Part 2: Relative and Absolute Element Positioning

SOURCE: https://www.youtube.com/watch?v=uS9EfxOhjPQ&t=2s

Let's play around a little bit with the absolute positioning. Let's take this third box which is colored cadet blue, even though to me it looks a little bit green, let's take that and let's try to set its absolute positioning to move it right back to where the maroon box, used to be. So let's go to paragraph three and we'll set it's position to absolute and we'll give it a top of 0 and we'll give it a left of 0 as well. And when we save it let's see what happens when we refresh. 

And, Voila, when we refreshed you could see it was taken out of the regular normal document flow but it's not quite where we wanted it. We wanted it right here in its original, in the spot where the maroon box used to be, but yet it's flush, right flush with the browsers edges. Now why is that happening? Well let's take a look at our document structure one more time to figure that out. This is the box number 3 right here, represented by paragraph with ID p3. Well, we remember that absolute positioning needs a relative or an absolute parent or an ancestor. Well, it goes up the chain and says is this element something that has it's position set to either absolute or relative. And the answer is no. So it keeps going and it goes up to the body element.

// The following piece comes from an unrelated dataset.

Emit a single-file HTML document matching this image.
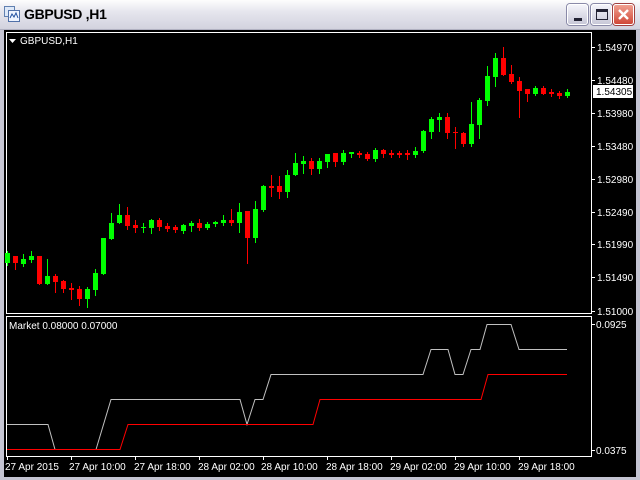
<!DOCTYPE html>
<html><head><meta charset="utf-8"><style>
*{margin:0;padding:0;box-sizing:border-box}
body{width:640px;height:480px;overflow:hidden;background:#c4c4d2;font-family:"Liberation Sans",sans-serif}
#title{position:absolute;left:0;top:0;width:640px;height:30px;background:linear-gradient(#fdfdfd,#e6e6ee 40%,#d2d2de);border-bottom:1px solid #b0b0c0}
#title .t{position:absolute;left:24px;top:6px;font-size:14px;font-weight:bold;color:#000;letter-spacing:-0.3px}
.btn{position:absolute;top:4px;width:21px;height:21px;border:1px solid #fff;border-radius:3px;background:linear-gradient(#f4f4fa,#c8c8d8);box-shadow:0 0 0 1px #8a8aa8}
#frame{position:absolute;left:4px;top:30px;width:632px;height:447px;background:#000}
</style></head><body>
<div id="title">
<svg style="position:absolute;left:4px;top:6px" width="16" height="16"><rect x="0.5" y="0.5" width="10" height="10" fill="#dde8f8" stroke="#6080b0"/><rect x="4.5" y="4.5" width="11" height="11" fill="#eef4ff" stroke="#5070a8"/><path d="M6 12l2-4 2 3 2-4 2 5" stroke="#2050a0" fill="none"/></svg>
<div class="t">GBPUSD ,H1</div>
<div class="btn" style="left:567px"><div style="position:absolute;left:6px;top:13px;width:8px;height:3px;background:#223"></div></div>
<div class="btn" style="left:591px"><div style="position:absolute;left:4px;top:4px;width:12px;height:11px;border:1px solid #223;border-top-width:3px"></div></div>
<div class="btn" style="left:613px;background:linear-gradient(#f0a090,#d04838);box-shadow:0 0 0 1px #a04040"><svg width="19" height="19" style="position:absolute;left:0;top:0"><path d="M5 5L14 14M14 5L5 14" stroke="#fff" stroke-width="2.4"/></svg></div>
</div>
<div id="frame"></div>
<svg id="s" width="640" height="480" style="position:absolute;left:0;top:0" font-family="Liberation Sans, sans-serif" font-size="10"></svg>
<script>
var C=[[253,263,251,265,'g'],[256,263,256,269,'r'],[259,264,254,266,'g'],[256,260,251,262,'g'],[256,284,256,284,'r'],[276,284,259,284,'g'],[276,282,274,292,'r'],[281,289,280,292,'r'],[288,290,283,299,'r'],[289,299,286,305,'r'],[289,299,287,307,'g'],[273,290,269,295,'g'],[238,274,238,274,'g'],[223,239,213,239,'g'],[215,223,204,223,'g'],[215,226,207,229,'r'],[225,228,220,232,'r'],[227,228,223,232,'g'],[220,228,219,233,'g'],[220,227,218,230,'r'],[226,229,223,231,'r'],[227,230,225,232,'r'],[225,231,224,233,'g'],[223,226,221,231,'g'],[223,228,219,230,'r'],[224,228,222,229,'g'],[222,224,221,226,'g'],[220,223,215,225,'g'],[220,223,209,225,'r'],[212,223,203,232,'g'],[211,238,211,263,'r'],[209,238,201,242,'g'],[186,210,185,211,'g'],[186,188,175,196,'r'],[186,192,176,198,'r'],[175,192,170,197,'g'],[163,175,153,175,'g'],[161,164,156,173,'g'],[161,169,158,174,'r'],[161,169,158,173,'g'],[154,162,154,167,'g'],[153,162,153,166,'r'],[153,162,150,164,'g'],[152,154,152,157,'g'],[153,155,151,157,'r'],[154,159,152,160,'r'],[150,159,148,161,'g'],[150,154,149,157,'r'],[153,155,150,157,'r'],[153,155,151,157,'r'],[153,155,150,159,'r'],[151,155,147,157,'g'],[131,151,130,152,'g'],[119,132,117,138,'g'],[117,120,113,131,'g'],[117,133,113,138,'r'],[132,133,127,148,'r'],[133,144,132,146,'r'],[124,144,102,146,'g'],[100,125,98,138,'g'],[76,101,66,105,'g'],[58,77,53,86,'g'],[58,75,47,75,'r'],[74,82,65,83,'r'],[81,91,77,117,'r'],[89,94,89,101,'r'],[88,94,86,95,'g'],[88,94,86,94,'r'],[92,94,89,96,'r'],[93,96,91,98,'r'],[92,96,89,97,'g']];
var h='<rect x="6.5" y="32.5" width="585" height="281" fill="none" stroke="#fff"/><rect x="6.5" y="316.5" width="585" height="140" fill="none" stroke="#fff"/>';
h+='<path d="M9 39h7l-3.5 4z" fill="#fff"/><text x="20" y="44" fill="#fff" font-size="10">GBPUSD,H1</text><text x="9" y="329" fill="#fff">Market 0.08000 0.07000</text>';
C.forEach(function(c,i){var x=7+i*8,col=c[4]=='g'?'#00ff00':'#ff0000';h+='<rect x="'+x+'" y="'+c[2]+'" width="1" height="'+(c[3]-c[2]+1)+'" fill="'+col+'"/>';var bh=c[1]-c[0];if(bh<2)bh=1;h+='<rect x="'+(x-2)+'" y="'+c[0]+'" width="5" height="'+bh+'" fill="'+col+'"/>';});
[["1.54970",47],["1.54480",80],["1.53980",113],["1.53480",146],["1.52980",179],["1.52490",212],["1.51990",244],["1.51490",277],["1.51000",311]].forEach(function(p){h+='<rect x="592" y="'+p[1]+'" width="3" height="1" fill="#fff"/><text x="597" y="'+(p[1]+4)+'" fill="#fff">'+p[0]+'</text>'});
h+='<rect x="593" y="85" width="40" height="13" fill="#fff"/><text x="596" y="95" fill="#000">1.54305</text>';
h+='<rect x="592" y="324" width="3" height="1" fill="#fff"/><text x="596" y="328" fill="#fff">0.0925</text><rect x="592" y="450" width="3" height="1" fill="#fff"/><text x="596" y="454" fill="#fff">0.0375</text>';
h+='<polyline fill="none" stroke="#c0c0c0" points="7,424.5 48,424.5 55,449.5 96,449.5 111,399.5 240,399.5 247,424.5 255,399.5 263,399.5 271,374.5 423,374.5 431,349.5 448,349.5 455,374.5 463,374.5 471,349.5 480,349.5 487,324.5 511,324.5 519,349.5 567,349.5"/>';
h+='<polyline fill="none" stroke="#ff0000" points="7,449.5 120,449.5 128,424.5 313,424.5 320,399.5 481,399.5 488,374.5 567,374.5"/>';
[["27 Apr 2015",5,7],["27 Apr 10:00",69,71],["27 Apr 18:00",134,135],["28 Apr 02:00",198,199],["28 Apr 10:00",261,263],["28 Apr 18:00",326,327],["29 Apr 02:00",390,391],["29 Apr 10:00",454,455],["29 Apr 18:00",518,519]].forEach(function(t){h+='<rect x="'+t[2]+'" y="456" width="1" height="4" fill="#fff"/><text x="'+t[1]+'" y="470" fill="#fff">'+t[0]+'</text>'});
document.getElementById('s').innerHTML=h;
</script>
</body></html>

And asks if this element have an absolute or a relative position set on it? And the answer is no again. So it jumps all the way to the html element which has its position set to relative by default. And that's how we end up with the box going all the way up top. So how do we fix it? Well, simple, we just need to anchor the ancestor or the container of our paragraph tag with the position relative. And any element contained within that container element will then be positioned relative to its edges. In our case, since we want this box to be relative to the containing div element, we need to set the containing div element's position to relative. Let's go ahead and do that. We'll say position relative, we'll save it, we'll refresh, and when we do it should jump right here where the maroon box used to be. And exactly, so it does. 

Last but not least, let's try to move the entire container element down a few pixels and see if all the containing elements will move exactly in the same position down with it. In order to do that let's go ahead and go to our div container and we'll give it a top value of 60 pixels. And once we save let's refresh And the entire container moved down together with all its containing elements and they're all positioned exactly the same as we positioned them before. 

So, in summary, static positioning is default for all elements, except html. Html actually has it's positioning set to relative. 

Relative positioning offsets the element relative to it's normal document flow position. And the normal document flow is not affected what so ever, by moving or offsetting the relative position element. 

Absolute positioning is relative to it's closest ancestor which has positioning set to a non-static value, which is either absolute or relative. The important thing to remember about absolute positioning is that the element is taken out out of it's normal document flow. And the rest of the elements basically behave as if that element doesn't exist. 

Also you saw, offsetting the relative container element offsets its contents as well, which gives you great flexibility to move around a whole set of elements and not just one.